Vincent Barker death: Optometrist Honey Rose given two-year suspended sentence
An optometrist who failed to spot an eye condition in a boy who later died has been given a suspended jail term.
Vincent Barker, eight, known as Vinnie, died in July 2012 after fluid built up on his brain.
Honey Rose, 35, from Newham, east London, performed a routine eye test on the child five months earlier. She said she had "done her best" for him.
But jurors at Ipswich Crown Court found her guilty of gross negligence manslaughter.
Rose, a mother of three, was handed a two-year jail sentence, suspended for two years.
Sentencing her, Judge Jeremy Stuart-Smith said it was the first case of its type.
He ordered Rose to complete 200 hours of unpaid work and gave her a 24-month supervision order.
Rose is to apply for permission to appeal, according to the Association of Optometrists.
A spokesman declined to comment further on the case due to a fitness to practise hearing she faces before the General Optical Council.
During her trial, Rose told the court she conducted all the required tests during Vinnie's eye examination at the Ipswich branch of Boots on 15 February 2012.
But the prosecution alleged her conduct had been so far below the expected standard it was "criminal".

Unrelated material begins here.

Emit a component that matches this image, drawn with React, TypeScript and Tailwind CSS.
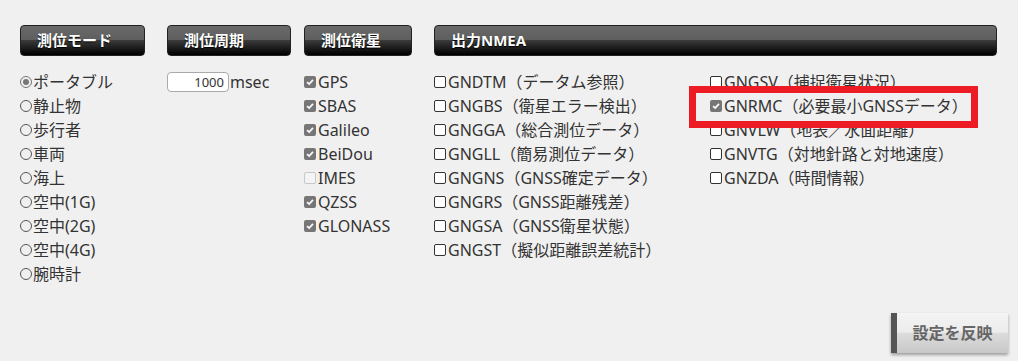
import React from "react";

const modes = ["ポータブル", "静止物", "歩行者", "車両", "海上", "空中(1G)", "空中(2G)", "空中(4G)", "腕時計"];

const sats = [
  { label: "GPS", on: true },
  { label: "SBAS", on: true },
  { label: "Galileo", on: true },
  { label: "BeiDou", on: true },
  { label: "IMES", on: false, disabled: true },
  { label: "QZSS", on: true },
  { label: "GLONASS", on: true },
];

const nmeaLeft = [
  "GNDTM（データム参照）",
  "GNGBS（衛星エラー検出）",
  "GNGGA（総合測位データ）",
  "GNGLL（簡易測位データ）",
  "GNGNS（GNSS確定データ）",
  "GNGRS（GNSS距離残差）",
  "GNGSA（GNSS衛星状態）",
  "GNGST（擬似距離誤差統計）",
];

const nmeaRight = [
  { label: "GNGSV（捕捉衛星状況）", on: false },
  { label: "GNRMC（必要最小GNSSデータ）", on: true },
  { label: "GNVLW（地表／水面距離）", on: false },
  { label: "GNVTG（対地針路と対地速度）", on: false },
  { label: "GNZDA（時間情報）", on: false },
];

function Header({ title }: { title: string }) {
  return (
    <div className="h-[31px] rounded-[4px] border border-[#222] bg-[linear-gradient(#6a6a6a_0%,#5e5e5e_48%,#3a3a3a_50%,#000_100%)] pl-4 flex items-center text-white font-bold text-[15px] [text-shadow:0_1px_1px_#000]">
      {title}
    </div>
  );
}

function Radio({ checked }: { checked: boolean }) {
  return (
    <span
      className={
        checked
          ? "w-3 h-3 rounded-full border border-[#777] flex items-center justify-center mr-px"
          : "w-3 h-3 rounded-full border border-[#555] mr-px"
      }
    >
      {checked && <span className="w-[6px] h-[6px] rounded-full bg-[#777]" />}
    </span>
  );
}

function Check({ checked, disabled }: { checked: boolean; disabled?: boolean }) {
  if (checked) {
    return (
      <span className="w-3 h-3 rounded-[2px] bg-[#767676] flex items-center justify-center mr-[2px]">
        <svg viewBox="0 0 12 12" className="w-[10px] h-[10px]">
          <path d="M2.5 6.2 L5 8.6 L9.6 3.4" stroke="#fff" strokeWidth="2" fill="none" />
        </svg>
      </span>
    );
  }
  return (
    <span
      className={
        disabled
          ? "w-3 h-3 rounded-[2px] border border-[#c8c8c8] bg-[#f4f4f4] mr-[2px]"
          : "w-3 h-3 rounded-[2px] border border-[#333] bg-white mr-[2px]"
      }
    />
  );
}

export default function App() {
  return (
    <div className="relative w-[1018px] h-[361px] bg-[#f0f0f0] text-[#333] text-[16px] font-['Noto_Sans','Noto_Sans_CJK_JP',sans-serif] overflow-hidden">
      <div className="flex pt-[25px]">
        <div className="ml-[20px] w-[125px]">
          <Header title="測位モード" />
          <div className="mt-[14px]">
            {modes.map((m, i) => (
              <div key={m} className="h-6 flex items-center">
                <Radio checked={i === 0} />
                {m}
              </div>
            ))}
          </div>
        </div>

        <div className="ml-[22px] w-[124px]">
          <Header title="測位周期" />
          <div className="mt-[14px] h-6 flex items-center">
            <input
              readOnly
              value="1000"
              className="w-[62px] h-[20px] bg-white border border-[#aaa] rounded-[4px] text-right pr-1 text-[13px] text-[#333] outline-none"
            />
            <span className="ml-px">msec</span>
          </div>
        </div>

        <div className="ml-[13px] w-[108px]">
          <Header title="測位衛星" />
          <div className="mt-[14px]">
            {sats.map((s) => (
              <div key={s.label} className="h-6 flex items-center">
                <Check checked={s.on} disabled={s.disabled} />
                {s.label}
              </div>
            ))}
          </div>
        </div>

        <div className="ml-[22px] w-[563px]">
          <Header title="出力NMEA" />
          <div className="mt-[14px] flex">
            <div className="w-[276px]">
              {nmeaLeft.map((n) => (
                <div key={n} className="h-6 flex items-center whitespace-nowrap">
                  <Check checked={false} />
                  {n}
                </div>
              ))}
            </div>
            <div>
              {nmeaRight.map((n) => (
                <div key={n.label} className="h-6 flex items-center whitespace-nowrap">
                  <Check checked={n.on} />
                  {n.label}
                </div>
              ))}
            </div>
          </div>
        </div>
      </div>

      <div className="flex justify-end pr-[10px] mt-[27px]">
        <button className="w-[117px] h-[40px] border-l-[6px] border-[#555] bg-[linear-gradient(#f4f4f4_0%,#ececec_48%,#dcdcdc_50%,#c8c8c8_100%)] shadow-[0_2px_3px_rgba(0,0,0,0.35)] text-[#666] font-bold text-[16px]">
          設定を反映
        </button>
      </div>

      {/* annotation box */}
      <div className="absolute left-[689px] top-[86px] w-[289px] h-[42px] border-[7px] border-[#ed1c24] pointer-events-none" />
    </div>
  );
}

The jury heard there were "obvious abnormalities" in both of Vinnie's eyes visible during the examination.
'Closed his eyes'
Photographs taken by another staff member of the back of his eyes, shortly before he was examined by Rose, suggested he had bilateral papilloedema - a condition in which optic discs at the back of each eye become swollen because of raised pressure within the skull.
Jonathan Rees QC, prosecuting, said this "would have been obvious to any competent optometrist" and should have led to an urgent referral to treat "a life-threatening condition".

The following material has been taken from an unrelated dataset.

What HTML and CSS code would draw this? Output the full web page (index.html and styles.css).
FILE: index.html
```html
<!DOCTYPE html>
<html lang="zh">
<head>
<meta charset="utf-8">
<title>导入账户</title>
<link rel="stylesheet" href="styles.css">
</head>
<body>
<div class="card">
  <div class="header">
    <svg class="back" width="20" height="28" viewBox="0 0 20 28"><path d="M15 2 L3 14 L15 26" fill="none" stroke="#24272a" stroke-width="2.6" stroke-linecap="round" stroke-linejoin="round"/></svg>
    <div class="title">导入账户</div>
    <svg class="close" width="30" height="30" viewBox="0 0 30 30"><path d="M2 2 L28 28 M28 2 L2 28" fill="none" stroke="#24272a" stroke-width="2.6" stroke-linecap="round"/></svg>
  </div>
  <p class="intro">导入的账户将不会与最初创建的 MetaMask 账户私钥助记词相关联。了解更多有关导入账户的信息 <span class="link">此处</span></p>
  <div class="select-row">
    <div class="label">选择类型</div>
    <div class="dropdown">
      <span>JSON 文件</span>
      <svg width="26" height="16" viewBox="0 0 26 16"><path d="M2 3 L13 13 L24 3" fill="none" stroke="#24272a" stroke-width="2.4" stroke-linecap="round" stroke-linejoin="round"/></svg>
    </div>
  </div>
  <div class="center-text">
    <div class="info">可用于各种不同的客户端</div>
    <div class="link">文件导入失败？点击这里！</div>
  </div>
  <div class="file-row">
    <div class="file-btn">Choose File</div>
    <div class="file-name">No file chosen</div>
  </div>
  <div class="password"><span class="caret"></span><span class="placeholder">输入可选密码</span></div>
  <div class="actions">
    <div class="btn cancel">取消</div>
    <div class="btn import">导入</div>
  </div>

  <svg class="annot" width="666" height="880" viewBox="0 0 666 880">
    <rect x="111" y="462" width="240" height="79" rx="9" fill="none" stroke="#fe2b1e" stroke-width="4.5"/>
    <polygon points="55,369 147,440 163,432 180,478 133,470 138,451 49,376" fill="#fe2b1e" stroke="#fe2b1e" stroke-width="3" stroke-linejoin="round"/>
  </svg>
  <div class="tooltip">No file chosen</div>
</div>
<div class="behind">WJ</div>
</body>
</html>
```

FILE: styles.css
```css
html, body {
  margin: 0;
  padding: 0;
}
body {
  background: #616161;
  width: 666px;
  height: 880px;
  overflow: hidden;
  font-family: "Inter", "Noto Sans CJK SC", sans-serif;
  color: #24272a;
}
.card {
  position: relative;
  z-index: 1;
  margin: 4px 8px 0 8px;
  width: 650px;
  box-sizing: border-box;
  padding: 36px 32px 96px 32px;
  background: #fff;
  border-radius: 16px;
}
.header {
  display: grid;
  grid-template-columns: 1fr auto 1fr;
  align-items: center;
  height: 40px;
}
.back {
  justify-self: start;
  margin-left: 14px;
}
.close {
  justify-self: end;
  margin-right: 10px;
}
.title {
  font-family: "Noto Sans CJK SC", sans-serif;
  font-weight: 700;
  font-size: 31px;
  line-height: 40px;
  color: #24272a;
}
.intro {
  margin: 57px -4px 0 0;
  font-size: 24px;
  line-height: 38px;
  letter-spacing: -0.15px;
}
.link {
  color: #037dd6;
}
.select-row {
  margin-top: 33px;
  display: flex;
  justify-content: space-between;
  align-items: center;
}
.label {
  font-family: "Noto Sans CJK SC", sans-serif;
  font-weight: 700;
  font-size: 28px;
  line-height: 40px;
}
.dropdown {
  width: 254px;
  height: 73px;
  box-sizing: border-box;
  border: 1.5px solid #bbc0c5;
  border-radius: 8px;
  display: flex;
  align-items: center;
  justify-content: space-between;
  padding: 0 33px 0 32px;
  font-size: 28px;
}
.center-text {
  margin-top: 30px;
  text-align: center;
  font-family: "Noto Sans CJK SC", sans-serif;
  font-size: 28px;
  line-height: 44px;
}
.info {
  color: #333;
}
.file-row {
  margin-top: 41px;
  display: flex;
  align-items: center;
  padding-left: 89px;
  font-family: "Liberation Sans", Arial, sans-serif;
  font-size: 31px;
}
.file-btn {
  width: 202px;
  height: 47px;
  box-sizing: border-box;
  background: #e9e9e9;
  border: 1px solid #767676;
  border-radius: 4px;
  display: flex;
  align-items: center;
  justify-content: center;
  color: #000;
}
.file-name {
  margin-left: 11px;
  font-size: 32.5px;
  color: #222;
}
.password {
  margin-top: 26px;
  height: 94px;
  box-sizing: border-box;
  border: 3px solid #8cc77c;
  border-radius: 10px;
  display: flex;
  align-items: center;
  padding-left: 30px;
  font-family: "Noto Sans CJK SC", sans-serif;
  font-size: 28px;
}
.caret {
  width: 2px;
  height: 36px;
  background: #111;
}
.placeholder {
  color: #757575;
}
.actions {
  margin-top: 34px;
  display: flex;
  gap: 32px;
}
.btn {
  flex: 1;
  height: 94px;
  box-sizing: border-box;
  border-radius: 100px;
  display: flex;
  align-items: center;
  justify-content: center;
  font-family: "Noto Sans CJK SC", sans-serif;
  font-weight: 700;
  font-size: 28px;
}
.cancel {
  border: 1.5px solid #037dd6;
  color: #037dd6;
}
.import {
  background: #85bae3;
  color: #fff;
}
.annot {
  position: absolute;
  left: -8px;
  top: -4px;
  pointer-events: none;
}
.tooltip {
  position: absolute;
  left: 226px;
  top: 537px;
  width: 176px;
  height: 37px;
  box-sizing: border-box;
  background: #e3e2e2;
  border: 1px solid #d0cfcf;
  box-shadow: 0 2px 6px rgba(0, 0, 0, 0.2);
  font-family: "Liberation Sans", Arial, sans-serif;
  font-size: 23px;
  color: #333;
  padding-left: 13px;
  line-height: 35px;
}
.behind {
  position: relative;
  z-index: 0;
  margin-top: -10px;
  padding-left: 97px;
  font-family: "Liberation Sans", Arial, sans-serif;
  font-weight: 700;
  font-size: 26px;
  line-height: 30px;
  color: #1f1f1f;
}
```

A build-up of fluid on the brain increased pressure in Vinnie's skull and ultimately led to his death.
Rose had claimed her examination of Vinnie was tricky because he had closed his eyes to the light and looked away during the test.
"For whatever reason, she did not look at the back of the eye," said Rose's barrister Ian Stern QC. "She had no foreseeability as to the consequences."
He described Rose's failure to examine the back of Vincent's eyes as an "inexplicable lack of action" and a "one-off".
Sentencing, Judge Stuart-Smith accepted Rose's lack of diagnosis had been a "one-off", but said she had tried to "cover up" her actions when she found out Vinnie had died.
He said Rose had tried to show the boy had not co-operated and demonstrated signs of photophobia when being assessed.
A written statement from Vinnie's mother, Joanne Barker, said: "The knowledge our loss should have been prevented and Vinnie should have been saved is intolerable to live with."
Det Supt Tonya Antonis, of Suffolk Police, said the force and the family were "satisfied" with the suspended sentence, adding charges were brought to make sure the profession was held to account and that it "doesn't happen to anyone else".